**WHAT THE EXERCISE ASKS**
All of the data should be repeated exactly; pictures are not part of the copy.

*** SUPPLIED DATA ***

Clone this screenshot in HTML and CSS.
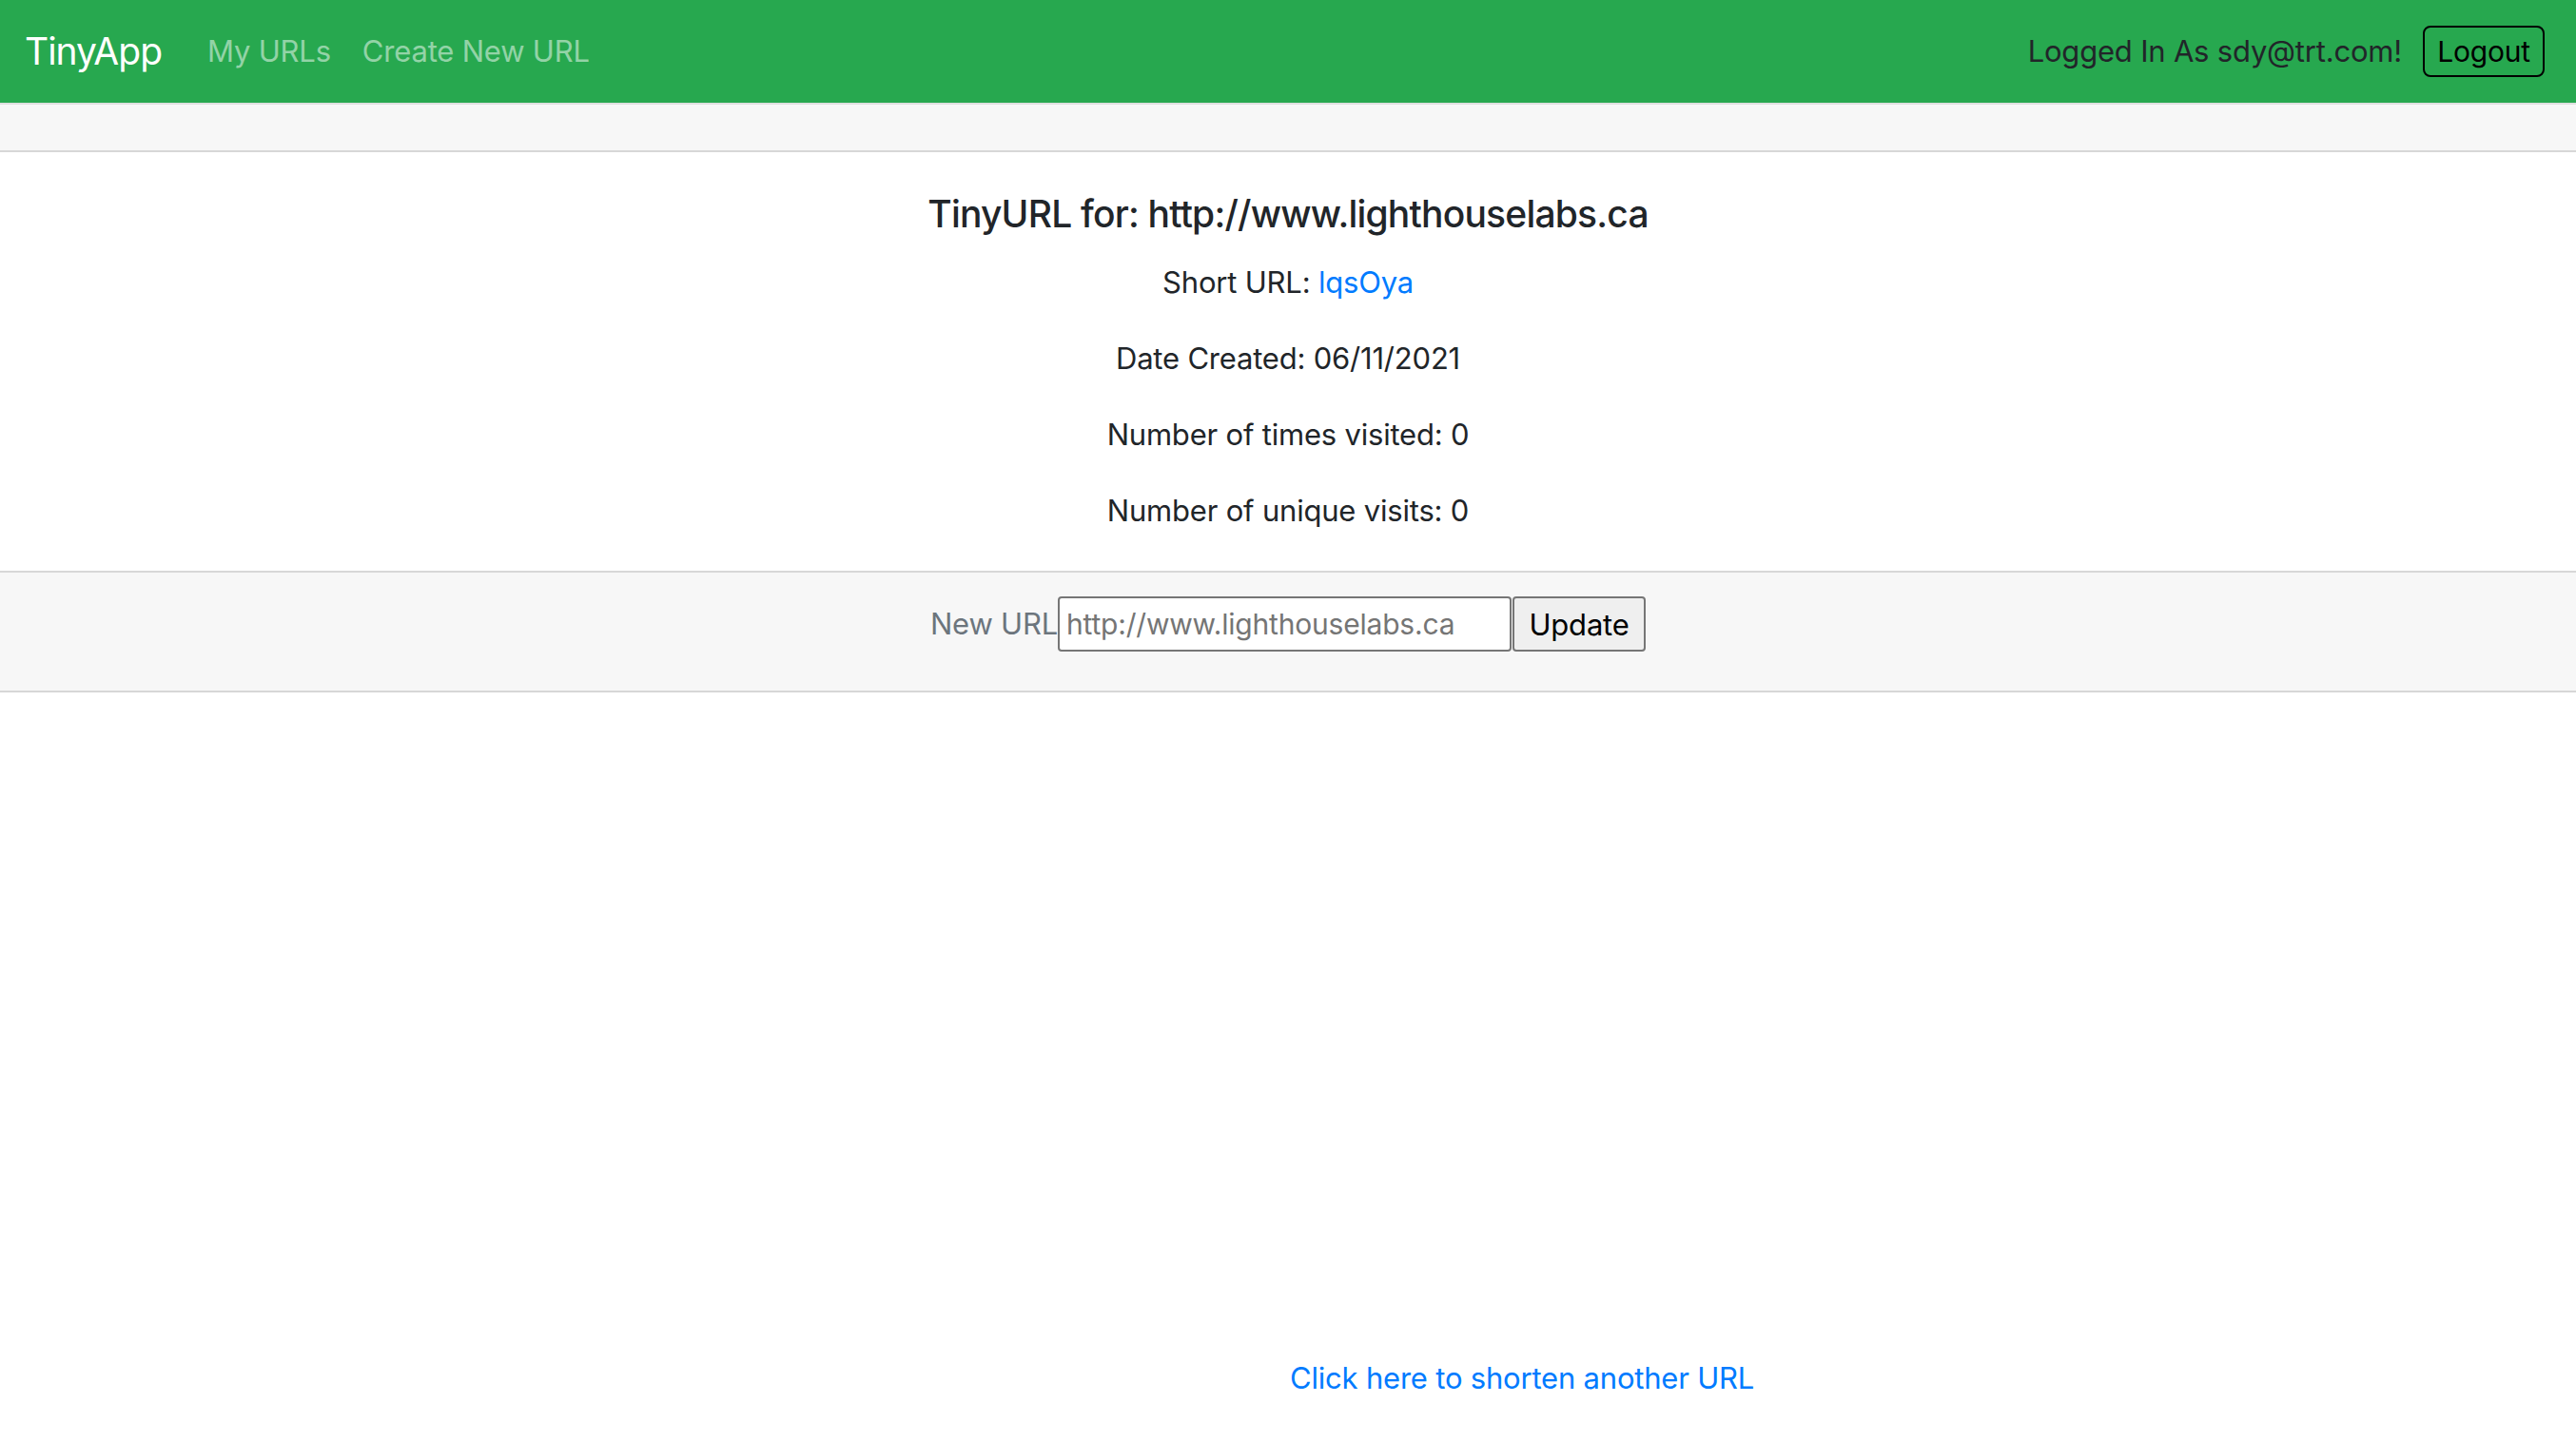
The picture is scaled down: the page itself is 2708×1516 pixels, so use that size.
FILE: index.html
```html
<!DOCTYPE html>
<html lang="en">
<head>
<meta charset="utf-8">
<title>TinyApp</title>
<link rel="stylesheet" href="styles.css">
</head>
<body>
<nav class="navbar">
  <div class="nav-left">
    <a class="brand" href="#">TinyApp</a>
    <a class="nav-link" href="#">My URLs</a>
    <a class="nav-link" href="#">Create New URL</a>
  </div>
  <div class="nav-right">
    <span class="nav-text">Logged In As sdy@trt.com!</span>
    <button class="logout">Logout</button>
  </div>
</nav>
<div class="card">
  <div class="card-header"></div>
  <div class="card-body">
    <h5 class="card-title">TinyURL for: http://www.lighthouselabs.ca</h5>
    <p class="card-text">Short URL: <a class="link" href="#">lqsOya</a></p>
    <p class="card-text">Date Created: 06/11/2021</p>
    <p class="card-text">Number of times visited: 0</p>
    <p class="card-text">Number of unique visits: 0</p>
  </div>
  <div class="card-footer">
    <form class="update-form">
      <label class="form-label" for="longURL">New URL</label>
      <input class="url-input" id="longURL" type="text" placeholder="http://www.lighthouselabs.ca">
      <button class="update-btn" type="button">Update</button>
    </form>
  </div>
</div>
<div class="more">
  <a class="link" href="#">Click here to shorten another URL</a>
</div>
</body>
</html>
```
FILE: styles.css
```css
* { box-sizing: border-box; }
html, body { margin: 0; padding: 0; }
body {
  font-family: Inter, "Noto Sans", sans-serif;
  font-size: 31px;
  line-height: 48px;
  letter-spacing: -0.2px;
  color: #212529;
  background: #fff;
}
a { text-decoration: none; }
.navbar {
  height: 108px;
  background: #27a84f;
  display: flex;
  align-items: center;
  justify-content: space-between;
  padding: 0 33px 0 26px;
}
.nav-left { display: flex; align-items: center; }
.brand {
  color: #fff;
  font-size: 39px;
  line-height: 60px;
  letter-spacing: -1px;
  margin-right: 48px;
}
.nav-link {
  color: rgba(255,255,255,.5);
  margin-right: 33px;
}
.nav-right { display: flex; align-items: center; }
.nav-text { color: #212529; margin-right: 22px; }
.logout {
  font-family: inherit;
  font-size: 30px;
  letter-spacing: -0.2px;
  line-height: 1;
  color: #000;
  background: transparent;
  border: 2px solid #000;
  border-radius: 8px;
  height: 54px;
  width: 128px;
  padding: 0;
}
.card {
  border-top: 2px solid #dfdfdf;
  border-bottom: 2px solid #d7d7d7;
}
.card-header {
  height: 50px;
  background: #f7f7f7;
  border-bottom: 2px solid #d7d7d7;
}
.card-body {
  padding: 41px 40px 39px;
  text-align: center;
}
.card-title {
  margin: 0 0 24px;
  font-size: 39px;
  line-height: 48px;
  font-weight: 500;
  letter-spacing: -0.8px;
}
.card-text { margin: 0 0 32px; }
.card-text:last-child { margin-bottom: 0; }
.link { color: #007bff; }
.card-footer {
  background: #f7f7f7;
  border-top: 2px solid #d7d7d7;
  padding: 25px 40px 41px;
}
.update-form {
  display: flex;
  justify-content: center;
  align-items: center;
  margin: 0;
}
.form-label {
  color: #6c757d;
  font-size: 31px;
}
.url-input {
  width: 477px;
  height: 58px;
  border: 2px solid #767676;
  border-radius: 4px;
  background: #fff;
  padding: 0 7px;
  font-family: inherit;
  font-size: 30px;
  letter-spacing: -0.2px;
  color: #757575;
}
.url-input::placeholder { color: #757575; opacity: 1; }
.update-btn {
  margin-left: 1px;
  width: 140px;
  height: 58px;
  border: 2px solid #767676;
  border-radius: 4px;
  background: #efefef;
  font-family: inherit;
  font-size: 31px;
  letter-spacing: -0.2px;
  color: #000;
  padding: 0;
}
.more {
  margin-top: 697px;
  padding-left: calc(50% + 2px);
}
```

***

**RESPONSE**
Clone this screenshot in HTML and CSS.
The picture is scaled down: the page itself is 2708×1516 pixels, so use that size.
FILE: index.html
```html
<!DOCTYPE html>
<html lang="en">
<head>
<meta charset="utf-8">
<title>TinyApp</title>
<link rel="stylesheet" href="styles.css">
</head>
<body>
<nav class="navbar">
  <div class="nav-left">
    <a class="brand" href="#">TinyApp</a>
    <a class="nav-link" href="#">My URLs</a>
    <a class="nav-link" href="#">Create New URL</a>
  </div>
  <div class="nav-right">
    <span class="nav-text">Logged In As sdy@trt.com!</span>
    <button class="logout">Logout</button>
  </div>
</nav>
<div class="card">
  <div class="card-header"></div>
  <div class="card-body">
    <h5 class="card-title">TinyURL for: http://www.lighthouselabs.ca</h5>
    <p class="card-text">Short URL: <a class="link" href="#">lqsOya</a></p>
    <p class="card-text">Date Created: 06/11/2021</p>
    <p class="card-text">Number of times visited: 0</p>
    <p class="card-text">Number of unique visits: 0</p>
  </div>
  <div class="card-footer">
    <form class="update-form">
      <label class="form-label" for="longURL">New URL</label>
      <input class="url-input" id="longURL" type="text" placeholder="http://www.lighthouselabs.ca">
      <button class="update-btn" type="button">Update</button>
    </form>
  </div>
</div>
<div class="more">
  <a class="link" href="#">Click here to shorten another URL</a>
</div>
</body>
</html>
```
FILE: styles.css
```css
* { box-sizing: border-box; }
html, body { margin: 0; padding: 0; }
body {
  font-family: Inter, "Noto Sans", sans-serif;
  font-size: 31px;
  line-height: 48px;
  letter-spacing: -0.2px;
  color: #212529;
  background: #fff;
}
a { text-decoration: none; }
.navbar {
  height: 108px;
  background: #27a84f;
  display: flex;
  align-items: center;
  justify-content: space-between;
  padding: 0 33px 0 26px;
}
.nav-left { display: flex; align-items: center; }
.brand {
  color: #fff;
  font-size: 39px;
  line-height: 60px;
  letter-spacing: -1px;
  margin-right: 48px;
}
.nav-link {
  color: rgba(255,255,255,.5);
  margin-right: 33px;
}
.nav-right { display: flex; align-items: center; }
.nav-text { color: #212529; margin-right: 22px; }
.logout {
  font-family: inherit;
  font-size: 30px;
  letter-spacing: -0.2px;
  line-height: 1;
  color: #000;
  background: transparent;
  border: 2px solid #000;
  border-radius: 8px;
  height: 54px;
  width: 128px;
  padding: 0;
}
.card {
  border-top: 2px solid #dfdfdf;
  border-bottom: 2px solid #d7d7d7;
}
.card-header {
  height: 50px;
  background: #f7f7f7;
  border-bottom: 2px solid #d7d7d7;
}
.card-body {
  padding: 41px 40px 39px;
  text-align: center;
}
.card-title {
  margin: 0 0 24px;
  font-size: 39px;
  line-height: 48px;
  font-weight: 500;
  letter-spacing: -0.8px;
}
.card-text { margin: 0 0 32px; }
.card-text:last-child { margin-bottom: 0; }
.link { color: #007bff; }
.card-footer {
  background: #f7f7f7;
  border-top: 2px solid #d7d7d7;
  padding: 25px 40px 41px;
}
.update-form {
  display: flex;
  justify-content: center;
  align-items: center;
  margin: 0;
}
.form-label {
  color: #6c757d;
  font-size: 31px;
}
.url-input {
  width: 477px;
  height: 58px;
  border: 2px solid #767676;
  border-radius: 4px;
  background: #fff;
  padding: 0 7px;
  font-family: inherit;
  font-size: 30px;
  letter-spacing: -0.2px;
  color: #757575;
}
.url-input::placeholder { color: #757575; opacity: 1; }
.update-btn {
  margin-left: 1px;
  width: 140px;
  height: 58px;
  border: 2px solid #767676;
  border-radius: 4px;
  background: #efefef;
  font-family: inherit;
  font-size: 31px;
  letter-spacing: -0.2px;
  color: #000;
  padding: 0;
}
.more {
  margin-top: 697px;
  padding-left: calc(50% + 2px);
}
```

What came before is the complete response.